Photo by Ryosuke Shimizu
国内化学大手の三井化学が頭を悩ませている。悩みの種は、紙おむつ。同社は紙おむつの材料である不織布を生産しており、それが品不足に見舞われてきているのだ。
原因は中国人による紙おむつの“爆買い”で、数字を見てもその影響は明らか。衛生材料の業界団体の統計によると、2014年の国内の乳幼児用紙おむつの生産枚数は、少子化にもかかわらず前年比で12%も増えた。
「本来、必要としている人に行き渡らないんですよ」。ドラッグストア幹部はこう吐き捨てる。
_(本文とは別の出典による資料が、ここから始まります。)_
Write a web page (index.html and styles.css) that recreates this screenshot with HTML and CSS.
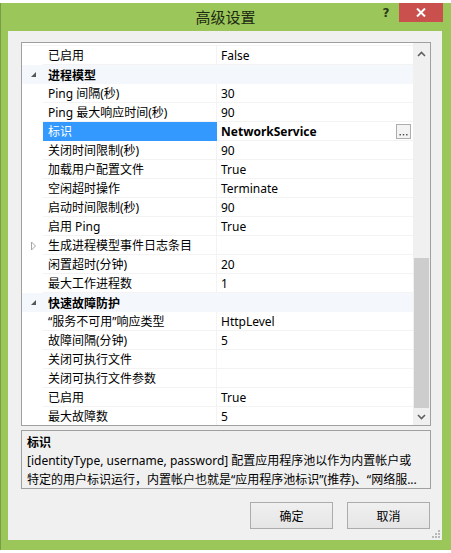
FILE: index.html
```html
<!DOCTYPE html>
<html lang="zh-CN">
<head>
<meta charset="utf-8">
<title>高级设置</title>
<link rel="stylesheet" href="styles.css">
</head>
<body>
<div class="window">
  <div class="titlebar">
    <div></div>
    <div class="title">高级设置</div>
    <div class="caption-btns">
      <div class="help">?</div>
      <div class="close">
        <svg width="10" height="9" viewBox="0 0 10 9"><path d="M1 0.5 L9 8.5 M9 0.5 L1 8.5" stroke="#fff" stroke-width="2" fill="none"/></svg>
      </div>
    </div>
  </div>
  <div class="client">
    <div class="grid">
      <div class="rows">
        <div class="spacer"></div>
        <div class="row"><div class="gutter"></div><div class="label">已启用</div><div class="value">False</div></div>
        <div class="row category"><div class="gutter"><svg width="7" height="7" viewBox="0 0 7 7"><polygon points="6,1 6,6 1,6" fill="#575757"/></svg></div><div class="label">进程模型</div></div>
        <div class="row"><div class="gutter"></div><div class="label">Ping 间隔(秒)</div><div class="value">30</div></div>
        <div class="row"><div class="gutter"></div><div class="label">Ping 最大响应时间(秒)</div><div class="value">90</div></div>
        <div class="row selected"><div class="gutter"></div><div class="label">标识</div><div class="value"><b>NetworkService</b><span class="ellipsis-btn"><svg width="9" height="3" viewBox="0 0 9 3" fill="#444"><rect x="0.5" y="1" width="1.4" height="1.4"/><rect x="3.8" y="1" width="1.4" height="1.4"/><rect x="7.1" y="1" width="1.4" height="1.4"/></svg></span></div></div>
        <div class="row"><div class="gutter"></div><div class="label">关闭时间限制(秒)</div><div class="value">90</div></div>
        <div class="row"><div class="gutter"></div><div class="label">加载用户配置文件</div><div class="value">True</div></div>
        <div class="row"><div class="gutter"></div><div class="label">空闲超时操作</div><div class="value">Terminate</div></div>
        <div class="row"><div class="gutter"></div><div class="label">启动时间限制(秒)</div><div class="value">90</div></div>
        <div class="row"><div class="gutter"></div><div class="label">启用 Ping</div><div class="value">True</div></div>
        <div class="row"><div class="gutter"><svg width="7" height="10" viewBox="0 0 7 10"><polygon points="1.5,1 5.5,5 1.5,9" fill="none" stroke="#a6a6a6" stroke-width="1"/></svg></div><div class="label">生成进程模型事件日志条目</div><div class="value"></div></div>
        <div class="row"><div class="gutter"></div><div class="label">闲置超时(分钟)</div><div class="value">20</div></div>
        <div class="row"><div class="gutter"></div><div class="label">最大工作进程数</div><div class="value">1</div></div>
        <div class="row category"><div class="gutter"><svg width="7" height="7" viewBox="0 0 7 7"><polygon points="6,1 6,6 1,6" fill="#575757"/></svg></div><div class="label">快速故障防护</div></div>
        <div class="row"><div class="gutter"></div><div class="label">“服务不可用”响应类型</div><div class="value">HttpLevel</div></div>
        <div class="row"><div class="gutter"></div><div class="label">故障间隔(分钟)</div><div class="value">5</div></div>
        <div class="row"><div class="gutter"></div><div class="label">关闭可执行文件</div><div class="value"></div></div>
        <div class="row"><div class="gutter"></div><div class="label">关闭可执行文件参数</div><div class="value"></div></div>
        <div class="row"><div class="gutter"></div><div class="label">已启用</div><div class="value">True</div></div>
        <div class="row"><div class="gutter"></div><div class="label">最大故障数</div><div class="value">5</div></div>
      </div>
      <div class="scrollbar">
        <div class="sb-btn up"><svg width="9" height="6" viewBox="0 0 9 6"><path d="M1 5 L4.5 1.5 L8 5" stroke="#606060" stroke-width="1.6" fill="none"/></svg></div>
        <div class="sb-track"><div class="sb-thumb"></div></div>
        <div class="sb-btn down"><svg width="9" height="6" viewBox="0 0 9 6"><path d="M1 1 L4.5 4.5 L8 1" stroke="#606060" stroke-width="1.6" fill="none"/></svg></div>
      </div>
    </div>
    <div class="desc">
      <div class="desc-title">标识</div>
      <div class="desc-line">[identityType, username, password] 配置应用程序池以作为内置帐户或</div>
      <div class="desc-line">特定的用户标识运行，内置帐户也就是“应用程序池标识”(推荐)、“网络服...</div>
    </div>
    <div class="buttons">
      <div class="btn">确定</div>
      <div class="btn">取消</div>
    </div>
    <div class="grip">
      <svg width="8" height="8" viewBox="0 0 8 8" fill="#b8b8b8"><rect x="6" y="0" width="2" height="2"/><rect x="3" y="3" width="2" height="2"/><rect x="6" y="3" width="2" height="2"/><rect x="0" y="6" width="2" height="2"/><rect x="3" y="6" width="2" height="2"/><rect x="6" y="6" width="2" height="2"/></svg>
    </div>
  </div>
</div>
</body>
</html>
```
FILE: styles.css
```css
html, body {
  margin: 0;
  padding: 0;
  background: #ffffff;
}

body {
  font-family: "Noto Sans", "Noto Sans CJK SC", sans-serif;
  font-size: 12px;
  color: #000;
}

.window {
  margin-top: 3px;
  width: 451px;
  height: 547px;
  box-sizing: border-box;
  background: #9bc659;
  border-left: 1px solid #7a9c48;
  padding: 0 9px 10px 7px;
  display: flex;
  flex-direction: column;
}

.titlebar {
  height: 28px;
  flex: none;
  display: grid;
  grid-template-columns: 1fr auto 1fr;
  align-items: start;
}

.title {
  font-family: "Noto Sans CJK SC", sans-serif;
  font-size: 15px;
  line-height: 28px;
  color: #1e2a14;
  padding-left: 1px;
}

.caption-btns {
  justify-self: end;
  display: flex;
  align-items: flex-start;
  margin-right: -1px;
}

.help {
  width: 14px;
  margin-right: 6px;
  font-family: "DejaVu Sans", sans-serif;
  font-weight: bold;
  font-size: 12px;
  line-height: 20px;
  text-align: center;
  color: #2a3a1c;
}

.close {
  width: 44px;
  height: 19px;
  background: #c9504c;
  display: flex;
  align-items: center;
  justify-content: center;
}

.client {
  flex: 1;
  position: relative;
  background: #f0f0f0;
  padding: 11px 11px 0 13px;
  display: flex;
  flex-direction: column;
}

.grid {
  height: 384px;
  box-sizing: border-box;
  border: 1px solid #a0a0a0;
  background: #fff;
  display: flex;
  overflow: hidden;
}

.rows {
  flex: 1;
  overflow: hidden;
}

.spacer {
  height: 3px;
  box-shadow: inset 0 -1px 0 #f3f3f3;
}

.row {
  display: flex;
  height: 19px;
  line-height: 19px;
  white-space: nowrap;
}

.gutter {
  width: 21px;
  flex: none;
  display: flex;
  align-items: center;
  justify-content: center;
  padding-left: 1px;
  box-sizing: border-box;
}

.label {
  width: 174px;
  flex: none;
  padding-left: 5px;
  box-sizing: border-box;
  box-shadow: inset -1px -1px 0 #f3f3f3;
}

.value {
  flex: 1;
  padding-left: 4px;
  padding-right: 2px;
  display: flex;
  align-items: center;
  justify-content: space-between;
  box-shadow: inset 0 -1px 0 #f3f3f3;
}

.category {
  background: #f4f7fb;
}

.category .label {
  font-weight: bold;
  font-family: "Noto Sans CJK SC", sans-serif;
  box-shadow: none;
  width: auto;
}

.selected .label {
  background: #3399ff;
  color: #fff;
  box-shadow: none;
}

.value b {
  font-weight: bold;
}

.ellipsis-btn {
  width: 13px;
  height: 13px;
  border: 1px solid #adadad;
  background: #f3f3f3;
  display: flex;
  align-items: flex-end;
  justify-content: center;
  padding-bottom: 2px;
  box-sizing: content-box;
  height: 11px;
}

.scrollbar {
  width: 17px;
  flex: none;
  background: #f0f0f0;
  display: flex;
  flex-direction: column;
}

.sb-btn {
  display: flex;
  align-items: center;
  justify-content: center;
}

.sb-btn.up {
  height: 22px;
}

.sb-btn.down {
  height: 17px;
}

.sb-track {
  flex: 1;
  display: flex;
  flex-direction: column;
  justify-content: flex-end;
}

.sb-thumb {
  height: 150px;
  margin: 0 1px;
  background: #cdcdcd;
}

.desc {
  margin-top: 4px;
  height: 59px;
  box-sizing: border-box;
  border: 1px solid #a0a0a0;
  padding: 1px 5px 0 5px;
  line-height: 19px;
  overflow: hidden;
}

.desc-title {
  font-weight: bold;
  font-family: "Noto Sans CJK SC", sans-serif;
}

.desc-line {
  white-space: nowrap;
  overflow: hidden;
}

.buttons {
  margin-top: 13px;
  margin-right: 1px;
  display: flex;
  justify-content: flex-end;
  gap: 14px;
}

.btn {
  width: 83px;
  height: 27px;
  box-sizing: border-box;
  border: 1px solid #acacac;
  background: linear-gradient(#f0f0f0, #e5e5e5);
  display: flex;
  align-items: center;
  justify-content: center;
  font-family: "Noto Sans CJK SC", sans-serif;
}

.grip {
  position: absolute;
  right: 2px;
  bottom: 2px;
  width: 8px;
  height: 8px;
  line-height: 0;
}
```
来日した中国人観光客が自分の子どものために、あるいは親戚やご近所へのお土産に買っているだけならいいが、ブローカーの“買い子”が大量に買いあさっているのだ。
この幹部によると、ブローカーは買い子から紙おむつを1.25倍の価格で買い取って船で輸送。「日本製」を重んじる中国の消費者に倍額で売る。ブローカービジネスがはびこっているというわけだ。
投資額でかい不織布工場
買い子は店にあるだけ全部買っていくため、数量制限を設けている小売店も多い。だが、それを見越して車で買い回っているから効果は限定的だ。「中国人から神格化されている」(ドラッグストア関係者)という花王のメリーズに至っては、納品トラックの後を追い掛けて購入するつわものもいる。